» **What is asked**
Give the listing again character for character, but drop the images.

» **Information supplied**

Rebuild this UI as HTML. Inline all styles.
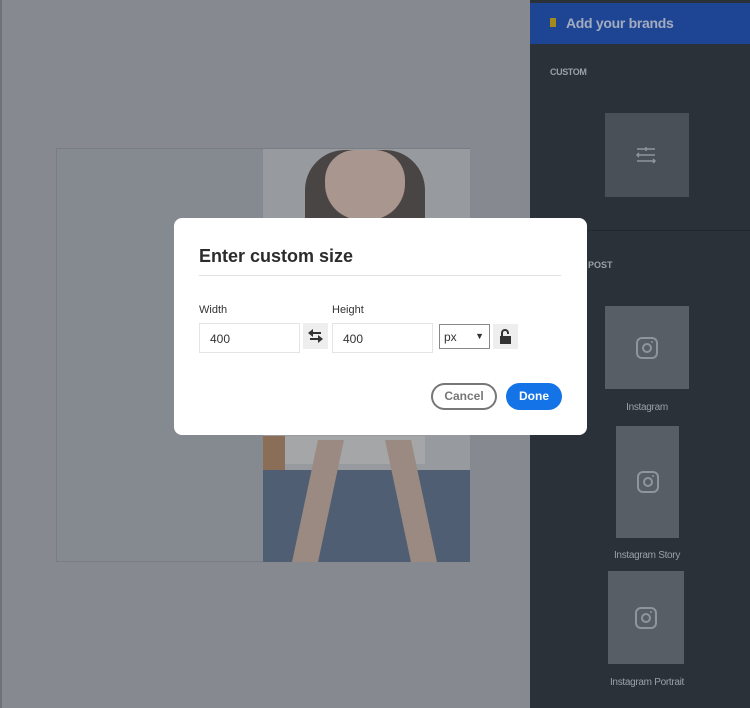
<!DOCTYPE html>
<html><head><style>
*{margin:0;padding:0;box-sizing:border-box}
body{width:750px;height:708px;background:#868a90;position:relative;overflow:hidden;font-family:"Liberation Sans",sans-serif}
.a{position:absolute}
.card{position:absolute;background:#575e66}
.ig{position:absolute;width:22px;height:22px;border:2px solid #8f959b;border-radius:6px;left:50%;top:50%;transform:translate(-50%,-50%)}
.ig:before{content:"";position:absolute;border:2px solid #8f959b;border-radius:50%;box-sizing:content-box;width:6px;height:6px;left:4px;top:4px}
.ig:after{content:"";position:absolute;width:2px;height:2px;background:#8f959b;right:3px;top:2px;border-radius:1px}
.lbl{position:absolute;color:#9aa0a6;font-size:10px;text-align:center;width:150px;left:572px;letter-spacing:-0.3px}
</style></head><body>
<div class="a" style="left:0;top:0;width:2px;height:708px;background:#6e7277"></div>
<!-- canvas -->
<div class="a" style="left:56px;top:148px;width:414px;height:414px;background:#858990;border:1px solid #7a7e84"></div>
<div class="a" style="left:263px;top:149px;width:207px;height:413px;background:#979a9e"></div>
<div class="a" style="left:305px;top:150px;width:120px;height:90px;background:#4a4545;border-radius:40px 40px 0 0"></div>
<div class="a" style="left:325px;top:150px;width:80px;height:70px;background:#a8968f;border-radius:30px 30px 36px 36px"></div>
<div class="a" style="left:263px;top:436px;width:22px;height:60px;background:#8a6e58"></div>
<div class="a" style="left:285px;top:436px;width:140px;height:28px;background:#a4a6a8"></div>
<div class="a" style="left:263px;top:470px;width:207px;height:92px;background:#4f5e72"></div>
<div class="a" style="left:305px;top:440px;width:26px;height:122px;background:#9a8a82;transform:skewX(-12deg)"></div>
<div class="a" style="left:398px;top:440px;width:26px;height:122px;background:#9a8a82;transform:skewX(12deg)"></div>
<!-- sidebar -->
<div class="a" style="left:530px;top:0;width:220px;height:708px;background:#2a3139"></div>
<div class="a" style="left:530px;top:3px;width:220px;height:41px;background:#1e4594"></div>
<div class="a" style="left:550px;top:18px;width:6px;height:9px;background:#a38a1c"></div>
<div class="a" style="left:566px;top:15px;color:#a3acbe;font-size:14px;font-weight:bold;letter-spacing:-0.3px">Add your brands</div>
<div class="a" style="left:550px;top:67px;color:#9aa0a6;font-size:9px;font-weight:bold;letter-spacing:-0.4px">CUSTOM</div>
<div class="card" style="left:605px;top:113px;width:84px;height:84px;background:#4a5058">
<svg class="a" style="left:30px;top:30px" width="24" height="24" viewBox="0 0 24 24" fill="none" stroke="#8f959b" stroke-width="1.5"><path d="M2 6h18M11 4v4M2 12h18M4 10l-2 2 2 2M2 18h18M18 16l2 2-2 2"/></svg>
</div>
<div class="a" style="left:530px;top:230px;width:220px;height:1px;background:#22282e"></div>
<div class="a" style="left:588px;top:260px;color:#9aa0a6;font-size:9px;font-weight:bold">POST</div>
<div class="card" style="left:605px;top:306px;width:84px;height:83px"><div class="ig"></div></div>
<div class="lbl" style="top:402px">Instagram</div>
<div class="card" style="left:616px;top:426px;width:63px;height:112px"><div class="ig"></div></div>
<div class="lbl" style="top:550px">Instagram Story</div>
<div class="card" style="left:608px;top:571px;width:76px;height:93px"><div class="ig"></div></div>
<div class="lbl" style="top:677px">Instagram Portrait</div>
<!-- dialog -->
<div class="a" style="left:174px;top:218px;width:413px;height:217px;background:#fff;border-radius:8px">
<div class="a" style="left:25px;top:28px;font-size:18px;font-weight:bold;color:#2c2c2c">Enter custom size</div>
<div class="a" style="left:25px;top:57px;width:362px;height:1px;background:#e2e2e2"></div>
<div class="a" style="left:25px;top:86px;font-size:11px;color:#333">Width</div>
<div class="a" style="left:158px;top:86px;font-size:11px;color:#333">Height</div>
<div class="a" style="left:25px;top:105px;width:101px;height:30px;border:1px solid #e4e4e4;font-size:12px;color:#333;padding:8px 0 0 10px">400</div>
<div class="a" style="left:129px;top:105px;width:25px;height:26px;background:#eee">
<svg class="a" style="left:4px;top:5px" width="17" height="16" viewBox="0 0 17 16" fill="#333"><path d="M1 5l5-4v3h8v2H6v3zM16 11l-5 4v-3H3v-2h8V7z"/></svg></div>
<div class="a" style="left:158px;top:105px;width:101px;height:30px;border:1px solid #e4e4e4;font-size:12px;color:#333;padding:8px 0 0 10px">400</div>
<div class="a" style="left:265px;top:106px;width:51px;height:25px;border:1px solid #888;font-size:12px;color:#333;padding:5px 0 0 4px">px<span style="position:absolute;right:5px;top:6px;font-size:9px">▼</span></div>
<div class="a" style="left:319px;top:106px;width:25px;height:25px;background:#eee">
<svg class="a" style="left:6px;top:4px" width="13" height="17" viewBox="0 0 13 17"><path d="M3 8V5a3 3 0 0 1 6 0v1" fill="none" stroke="#333" stroke-width="2"/><rect x="1" y="8" width="11" height="8" fill="#333"/></svg></div>
<div class="a" style="left:257px;top:165px;width:66px;height:27px;border:2px solid #777;border-radius:14px;font-size:12px;font-weight:bold;color:#777;text-align:center;line-height:23px">Cancel</div>
<div class="a" style="left:332px;top:165px;width:56px;height:27px;background:#1473e6;border-radius:14px;font-size:12px;font-weight:bold;color:#fff;text-align:center;line-height:27px">Done</div>
</div>
</body></html>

» **Reply to the exercise**
Rebuild this UI as HTML. Inline all styles.
<!DOCTYPE html>
<html><head><style>
*{margin:0;padding:0;box-sizing:border-box}
body{width:750px;height:708px;background:#868a90;position:relative;overflow:hidden;font-family:"Liberation Sans",sans-serif}
.a{position:absolute}
.card{position:absolute;background:#575e66}
.ig{position:absolute;width:22px;height:22px;border:2px solid #8f959b;border-radius:6px;left:50%;top:50%;transform:translate(-50%,-50%)}
.ig:before{content:"";position:absolute;border:2px solid #8f959b;border-radius:50%;box-sizing:content-box;width:6px;height:6px;left:4px;top:4px}
.ig:after{content:"";position:absolute;width:2px;height:2px;background:#8f959b;right:3px;top:2px;border-radius:1px}
.lbl{position:absolute;color:#9aa0a6;font-size:10px;text-align:center;width:150px;left:572px;letter-spacing:-0.3px}
</style></head><body>
<div class="a" style="left:0;top:0;width:2px;height:708px;background:#6e7277"></div>
<!-- canvas -->
<div class="a" style="left:56px;top:148px;width:414px;height:414px;background:#858990;border:1px solid #7a7e84"></div>
<div class="a" style="left:263px;top:149px;width:207px;height:413px;background:#979a9e"></div>
<div class="a" style="left:305px;top:150px;width:120px;height:90px;background:#4a4545;border-radius:40px 40px 0 0"></div>
<div class="a" style="left:325px;top:150px;width:80px;height:70px;background:#a8968f;border-radius:30px 30px 36px 36px"></div>
<div class="a" style="left:263px;top:436px;width:22px;height:60px;background:#8a6e58"></div>
<div class="a" style="left:285px;top:436px;width:140px;height:28px;background:#a4a6a8"></div>
<div class="a" style="left:263px;top:470px;width:207px;height:92px;background:#4f5e72"></div>
<div class="a" style="left:305px;top:440px;width:26px;height:122px;background:#9a8a82;transform:skewX(-12deg)"></div>
<div class="a" style="left:398px;top:440px;width:26px;height:122px;background:#9a8a82;transform:skewX(12deg)"></div>
<!-- sidebar -->
<div class="a" style="left:530px;top:0;width:220px;height:708px;background:#2a3139"></div>
<div class="a" style="left:530px;top:3px;width:220px;height:41px;background:#1e4594"></div>
<div class="a" style="left:550px;top:18px;width:6px;height:9px;background:#a38a1c"></div>
<div class="a" style="left:566px;top:15px;color:#a3acbe;font-size:14px;font-weight:bold;letter-spacing:-0.3px">Add your brands</div>
<div class="a" style="left:550px;top:67px;color:#9aa0a6;font-size:9px;font-weight:bold;letter-spacing:-0.4px">CUSTOM</div>
<div class="card" style="left:605px;top:113px;width:84px;height:84px;background:#4a5058">
<svg class="a" style="left:30px;top:30px" width="24" height="24" viewBox="0 0 24 24" fill="none" stroke="#8f959b" stroke-width="1.5"><path d="M2 6h18M11 4v4M2 12h18M4 10l-2 2 2 2M2 18h18M18 16l2 2-2 2"/></svg>
</div>
<div class="a" style="left:530px;top:230px;width:220px;height:1px;background:#22282e"></div>
<div class="a" style="left:588px;top:260px;color:#9aa0a6;font-size:9px;font-weight:bold">POST</div>
<div class="card" style="left:605px;top:306px;width:84px;height:83px"><div class="ig"></div></div>
<div class="lbl" style="top:402px">Instagram</div>
<div class="card" style="left:616px;top:426px;width:63px;height:112px"><div class="ig"></div></div>
<div class="lbl" style="top:550px">Instagram Story</div>
<div class="card" style="left:608px;top:571px;width:76px;height:93px"><div class="ig"></div></div>
<div class="lbl" style="top:677px">Instagram Portrait</div>
<!-- dialog -->
<div class="a" style="left:174px;top:218px;width:413px;height:217px;background:#fff;border-radius:8px">
<div class="a" style="left:25px;top:28px;font-size:18px;font-weight:bold;color:#2c2c2c">Enter custom size</div>
<div class="a" style="left:25px;top:57px;width:362px;height:1px;background:#e2e2e2"></div>
<div class="a" style="left:25px;top:86px;font-size:11px;color:#333">Width</div>
<div class="a" style="left:158px;top:86px;font-size:11px;color:#333">Height</div>
<div class="a" style="left:25px;top:105px;width:101px;height:30px;border:1px solid #e4e4e4;font-size:12px;color:#333;padding:8px 0 0 10px">400</div>
<div class="a" style="left:129px;top:105px;width:25px;height:26px;background:#eee">
<svg class="a" style="left:4px;top:5px" width="17" height="16" viewBox="0 0 17 16" fill="#333"><path d="M1 5l5-4v3h8v2H6v3zM16 11l-5 4v-3H3v-2h8V7z"/></svg></div>
<div class="a" style="left:158px;top:105px;width:101px;height:30px;border:1px solid #e4e4e4;font-size:12px;color:#333;padding:8px 0 0 10px">400</div>
<div class="a" style="left:265px;top:106px;width:51px;height:25px;border:1px solid #888;font-size:12px;color:#333;padding:5px 0 0 4px">px<span style="position:absolute;right:5px;top:6px;font-size:9px">▼</span></div>
<div class="a" style="left:319px;top:106px;width:25px;height:25px;background:#eee">
<svg class="a" style="left:6px;top:4px" width="13" height="17" viewBox="0 0 13 17"><path d="M3 8V5a3 3 0 0 1 6 0v1" fill="none" stroke="#333" stroke-width="2"/><rect x="1" y="8" width="11" height="8" fill="#333"/></svg></div>
<div class="a" style="left:257px;top:165px;width:66px;height:27px;border:2px solid #777;border-radius:14px;font-size:12px;font-weight:bold;color:#777;text-align:center;line-height:23px">Cancel</div>
<div class="a" style="left:332px;top:165px;width:56px;height:27px;background:#1473e6;border-radius:14px;font-size:12px;font-weight:bold;color:#fff;text-align:center;line-height:27px">Done</div>
</div>
</body></html>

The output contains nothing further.